Ciò che non dovrebbe stupire, alla luce di questi dati, è constatare il forte aumento di giovani che hanno deciso di abbandonare il nostro paese negli ultimi anni. Tra il 2009 ed il 2018, 235mila giovani italiani hanno deciso tristemente di cercare fortuna all’esterno, dove in certi paesi le prospettive lavorative risultano essere più floride.

Questi numeri drammatici dovrebbero accendere numerosi campanelli di allarme all’interno delle stanze del decisore pubblico, il quale troppo spesso – soprattutto negli ultimi anni – è apparso inadatto a costruire un sistema paese capace di creare le condizioni necessarie per valorizzare ed integrare i giovani.

Diverse sono le responsabilità che gravano sulle spalle di ogni generazione nelle diverse fasi storiche di un paese: è fondamentale non perdere – nonostante tutte le difficoltà degli ultimi anni – quegli esempi virtuosi giovanili che hanno consentito all’Italia di uscire dai due conflitti del secolo scorso e di ripartire.

È un dovere – ha sottolineato il Presidente, esortando l’attuale classe dirigente – far sì che il nostro, e soprattutto vostro, domani sia migliore in termini di occupazione, di qualità della vita e dell’ambiente, di crescita dei diritti e della conoscenza, di pace e di integrazione tra i popoli”.

La condizione per riuscirvi – ha infine osservato, invitando ad un nuovo patto generazionale – è che l’impegno sia corale, autentico, aperto.
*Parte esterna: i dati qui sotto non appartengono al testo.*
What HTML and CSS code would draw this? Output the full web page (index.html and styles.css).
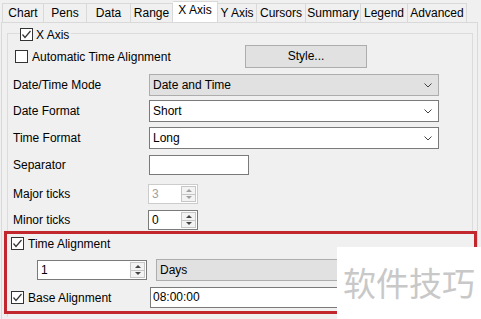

Che abbia davvero lo sguardo rivolto al futuro e non a effimeri interessi personali o di parte, o a rendite di posizione, o a stasi e rinunzie frutto di timore”.

Infine, il Capo dello Stato ha lanciato un appello che dovrà necessariamente essere raccolto da entrambe le generazioni “L’auspicio è che vi siano partecipazione, dialogo e ascolto. E che si pensi in grande.